LGP5075题解

感觉并不是很难的说？

设 \(F(x)=\sum_{i=1}(Oi^2+Si+U)x^i\)

那么这题要求的就是 \(\sum_{i=1}^{n}F^i(x)=\frac{1-F^{n+1}(x)}{1-F(x)}-1\)。

然后来推一下 \(F(x)\) 是什么东西。

\[F(x)=Ox(x(\frac{1}{1-x})')'+Sx(\frac{1}{1-x})'+\frac{xU}{1-x} \]

\[F(x)=Ox(\frac{x}{(1-x)^2})'+\frac{Sx}{(1-x)^2}+\frac{xU}{1-x} \]

\[F(x)=Ox\times\frac{(1-x)^2+2x(1-x)}{(1-x^4)}+\frac{Sx-Sx^2}{(1-x)^3}+\frac{Ux-2Ux^2+Ux^3}{(1-x)^3} \]

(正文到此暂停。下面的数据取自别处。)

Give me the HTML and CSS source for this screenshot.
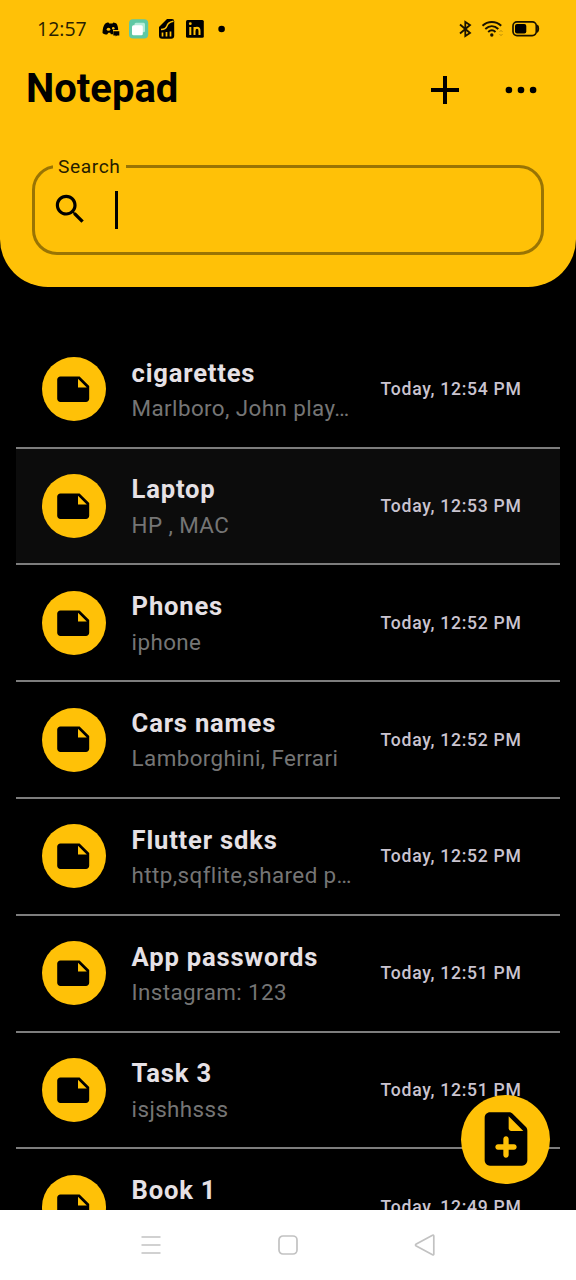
FILE: index.html
```html
<!DOCTYPE html>
<html lang="en">
<head>
<meta charset="utf-8">
<title>Notepad</title>
<link rel="stylesheet" href="styles.css">
</head>
<body>
<svg class="defs" aria-hidden="true">
  <symbol id="note" viewBox="0 0 24 24"><path d="M22 10l-6-6H4c-1.1 0-2 .9-2 2v12.01c0 1.1.9 1.99 2 1.99l16-.01c1.1 0 2-.89 2-1.99v-8zm-7-4.5l5.5 5.5H15V5.5z"/></symbol>
</svg>
<div class="app">
  <header class="header">
    <div class="status">
      <span class="clock">12:57</span>
      <svg class="status-left" viewBox="100 16 128 26" width="128" height="26">
        <path d="M102.500 33c0-4 1-7.500 2.500-9.300 1.200-.9 2.300-1.200 3.500-1.200l.8 1h3.200l.8-1c1.400.1 2.600.5 3.300 1.300 1 1.700 1.500 3.500 1.600 6.200H113v4.300h-2.200l-.6-1.500h-1.800l-1.300 1.700c-1.800 0-3.300-.4-4.600-1.500z"/>
        <ellipse cx="108.500" cy="29.300" rx="1.800" ry="1.500" fill="#ffc107"/><ellipse cx="113.300" cy="28.300" rx="1.300" ry="1.200" fill="#ffc107"/>
        <path d="M113.300 31.300h6v4.200h-2.400l-1.200 1v-1h-2.400z"/>
        <rect x="129" y="19.300" width="19.200" height="19.300" rx="4" fill="#5fc8a4"/>
        <rect x="134.500" y="22.800" width="10.500" height="9.500" rx="1.500" fill="#b5ecd8"/>
        <rect x="132" y="25.300" width="10.800" height="10" rx="1.500" fill="#fff"/>
        <path d="M159 27l8-8h5a2.200 2.200 0 0 1 2.200 2.200v14.600a3 3 0 0 1-3 3H162a3 3 0 0 1-3-3z"/>
        <path d="M161 29.600c4 0 5.200-1.500 6-3.800.8-2.700 2.500-4 6.500-4.600" fill="none" stroke="#ffc107" stroke-width="1.500"/>
        <path d="M162.500 36.500v-4M166.500 36.500v-4.500M170.500 36.500v-5" stroke="#ffc107" stroke-width="1.700"/>
        <rect x="186" y="20" width="17.800" height="17.800" rx="1.500"/>
        <path d="M190.300 27v8M194.500 35v-8M194.500 31c0-4.200 5-4.200 5 0v4" fill="none" stroke="#ffc107" stroke-width="2"/>
        <circle cx="190.300" cy="23.700" r="1.400" fill="#ffc107"/>
        <circle cx="221.600" cy="29" r="3.300"/>
      </svg>
      <svg class="status-right" viewBox="456 16 88 26" width="88" height="26" fill="none" stroke="#1a1300">
        <path d="M460 24.500l10 8.500-4.700 3V22l4.700 3-10 8.500" stroke-width="1.800"/>
        <path d="M482.500 25.700c5.400-5 13.300-5 18.700 0M485.300 28.900c4-3.600 9-3.600 13 0M488.200 31.900c2.400-2.200 4.900-2.200 7.300 0" stroke-width="2"/>
        <circle cx="491.800" cy="35" r="1.700" fill="#1a1300" stroke="none"/>
        <path d="M499.500 32l1.500-1.700 1.500 1.700M499.500 34l1.500 1.700 1.500-1.700" stroke="#b88c08" stroke-width=".9"/>
        <rect x="513" y="21.900" width="23.300" height="13.700" rx="4" stroke-width="1.700"/>
        <rect x="515" y="24" width="11.300" height="9.600" rx="2" fill="#000" stroke="none"/>
        <path d="M537 25.500c1.600.8 1.600 5.700 0 6.500" stroke-width="2"/>
      </svg>
    </div>
    <div class="titlebar">
      <h1>Notepad</h1>
      <svg viewBox="0 0 24 24" width="48" height="48"><path d="M19 13h-6v6h-2v-6H5v-2h6V5h2v6h6v2z"/></svg>
      <svg class="more" viewBox="0 0 32 8" width="32" height="8"><circle cx="3.900" cy="4" r="3.300"/><circle cx="16" cy="4" r="3.300"/><circle cx="28.100" cy="4" r="3.300"/></svg>
    </div>
    <div class="search">
      <span class="search-label">Search</span>
      <svg viewBox="0 0 24 24" width="38.400" height="38.400"><path d="M15.500 14h-.79l-.28-.27C15.410 12.590 16 11.110 16 9.500 16 5.910 13.090 3 9.500 3S3 5.910 3 9.500 5.910 16 9.500 16c1.610 0 3.090-.59 4.230-1.570l.27.28v.79l5 4.990L20.490 19l-4.990-5zm-6 0C7.010 14 5 11.990 5 9.500S7.010 5 9.500 5 14 7.010 14 9.500 11.990 14 9.500 14z"/></svg>
      <span class="caret"></span>
    </div>
  </header>

  <main class="list">
    <article class="row"><span class="avatar"><svg><use href="#note"/></svg></span><div class="body"><h2>cigarettes</h2><p>Marlboro, John play…</p></div><time>Today, 12:54 PM</time></article>
    <article class="row active"><span class="avatar"><svg><use href="#note"/></svg></span><div class="body"><h2>Laptop</h2><p>HP , MAC</p></div><time>Today, 12:53 PM</time></article>
    <article class="row"><span class="avatar"><svg><use href="#note"/></svg></span><div class="body"><h2>Phones</h2><p>iphone</p></div><time>Today, 12:52 PM</time></article>
    <article class="row"><span class="avatar"><svg><use href="#note"/></svg></span><div class="body"><h2>Cars names</h2><p>Lamborghini, Ferrari</p></div><time>Today, 12:52 PM</time></article>
    <article class="row"><span class="avatar"><svg><use href="#note"/></svg></span><div class="body"><h2>Flutter sdks</h2><p>http,sqflite,shared p…</p></div><time>Today, 12:52 PM</time></article>
    <article class="row"><span class="avatar"><svg><use href="#note"/></svg></span><div class="body"><h2>App passwords</h2><p>Instagram: 123</p></div><time>Today, 12:51 PM</time></article>
    <article class="row"><span class="avatar"><svg><use href="#note"/></svg></span><div class="body"><h2>Task 3</h2><p>isjshhsss</p></div><time>Today, 12:51 PM</time></article>
    <article class="row"><span class="avatar"><svg><use href="#note"/></svg></span><div class="body"><h2>Book 1</h2><p>&nbsp;</p></div><time>Today, 12:49 PM</time></article>
  </main>

  <div class="fab">
    <svg viewBox="0 0 24 24" width="64" height="64"><path d="M14.590 2.590c-.38-.38-.89-.59-1.420-.59H6c-1.100 0-2 .9-2 2v16c0 1.100.89 2 1.990 2H18c1.100 0 2-.9 2-2V8.830c0-.53-.21-1.040-.59-1.410l-4.820-4.830zM15 16h-2v2c0 .55-.45 1-1 1s-1-.45-1-1v-2H9c-.55 0-1-.45-1-1s.45-1 1-1h2v-2c0-.55.45-1 1-1s1 .45 1 1v2h2c.55 0 1 .45 1 1s-.45 1-1 1zm-2-8V3.500L18.500 9H14c-.55 0-1-.45-1-1z"/></svg>
  </div>

  <nav class="navbar">
    <svg viewBox="0 0 22 22" width="22" height="22"><path d="M1.500 3h19M1.500 11h19M1.500 19h19"/></svg>
    <svg viewBox="0 0 22 22" width="22" height="22"><rect x="2" y="2" width="18" height="18" rx="4"/></svg>
    <svg viewBox="0 0 22 22" width="22" height="22"><path d="M18.500 1.200q1.300-.5 1.300.9v17.800q0 1.400-1.300.9L2.300 12q-1.600-1 0-2z"/></svg>
  </nav>
</div>
</body>
</html>
```
FILE: styles.css
```css
* { box-sizing: border-box; margin: 0; padding: 0; }
body { background: #000; font-family: Roboto, "Liberation Sans", sans-serif; }
svg { display: block; flex: none; }
.defs { position: absolute; width: 0; height: 0; }

.app {
  position: relative;
  display: flex;
  flex-direction: column;
  width: 576px;
  height: 1280px;
  overflow: hidden;
}

.header {
  flex: none;
  height: 286.500px;
  background: #ffc107;
  border-radius: 0 0 48px 48px;
}
.status {
  display: flex;
  align-items: center;
  height: 58px;
  padding: 0 32px 0 37px;
}
.clock {
  width: 63px;
  padding-bottom: 2px;
  font: 19.500px "Open Sans", sans-serif;
  color: #2a1f00;
}
.status-right { margin-left: auto; }

.titlebar {
  display: flex;
  align-items: center;
  height: 63px;
  padding: 0 39px 0 26px;
}
.titlebar h1 {
  flex: 1;
  padding-bottom: 1px;
  font-size: 40px;
  font-weight: 700;
  line-height: 48px;
}
.more { margin-left: 36px; }

.search {
  position: relative;
  display: flex;
  align-items: center;
  gap: 25.600px;
  width: 512px;
  height: 90px;
  margin: 44px 0 0 32px;
  padding: 0 0 1px 16.200px;
  border: 3px solid #997404;
  border-radius: 25px;
}
.search-label {
  position: absolute;
  left: 18px;
  top: -13px;
  width: 73px;
  padding-left: 5px;
  background: #ffc107;
  color: #271d00;
  font-size: 19.200px;
  line-height: 24px;
  letter-spacing: .6px;
}
.caret { width: 3px; height: 38px; background: #000; }

.list {
  flex: 1;
  min-height: 0;
  overflow: hidden;
  padding: 45.400px 16px 0;
}
.row {
  display: flex;
  align-items: center;
  height: 116.800px;
  padding: 0 38.400px 0 25.600px;
  border-bottom: 2px solid #7d7d7d;
}
.row.active { background: #0c0c0c; }
.avatar {
  display: flex;
  align-items: center;
  justify-content: center;
  flex: none;
  width: 64px;
  height: 64px;
  margin-right: 26px;
  border-radius: 50%;
  background: #ffc107;
}
.avatar svg { width: 38.400px; height: 38.400px; }
.body { width: 222px; }
.body h2 {
  color: #e6e1e5;
  font-size: 25.600px;
  font-weight: 700;
  line-height: 38.400px;
  letter-spacing: .8px;
}
.body p {
  color: #757575;
  font-size: 22.400px;
  line-height: 33px;
  letter-spacing: .4px;
  white-space: nowrap;
}
.row time {
  margin-left: auto;
  color: #cac4d0;
  font-size: 17.600px;
  font-weight: 500;
  letter-spacing: .72px;
  white-space: nowrap;
}

.fab {
  position: absolute;
  left: 460.800px;
  top: 1094.500px;
  display: flex;
  align-items: center;
  justify-content: center;
  width: 89.600px;
  height: 89.600px;
  border-radius: 50%;
  background: #ffc107;
}

.navbar {
  display: flex;
  align-items: center;
  justify-content: center;
  gap: 115px;
  flex: none;
  height: 70.500px;
  background: #fff;
}
.navbar svg { fill: none; stroke: #c2c2c2; stroke-width: 1.700; }
```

\[F(x)=\frac{Ox-Ox^2+2Ox^2}{(1-x)^3}+\frac{Sx-Sx^2}{(1-x)^3}+\frac{Ux-2Ux^2+Ux^3}{(1-x)^3} \]

\[F(x)=\frac{Ux^3+(O-S-2U)x^2+(O+S+U)x}{(1-x)^3} \]

\[F(x)=\frac{x}{(1-x)^3}\times(Ux^2+(O-S-2U)x+(O+S+U)) \]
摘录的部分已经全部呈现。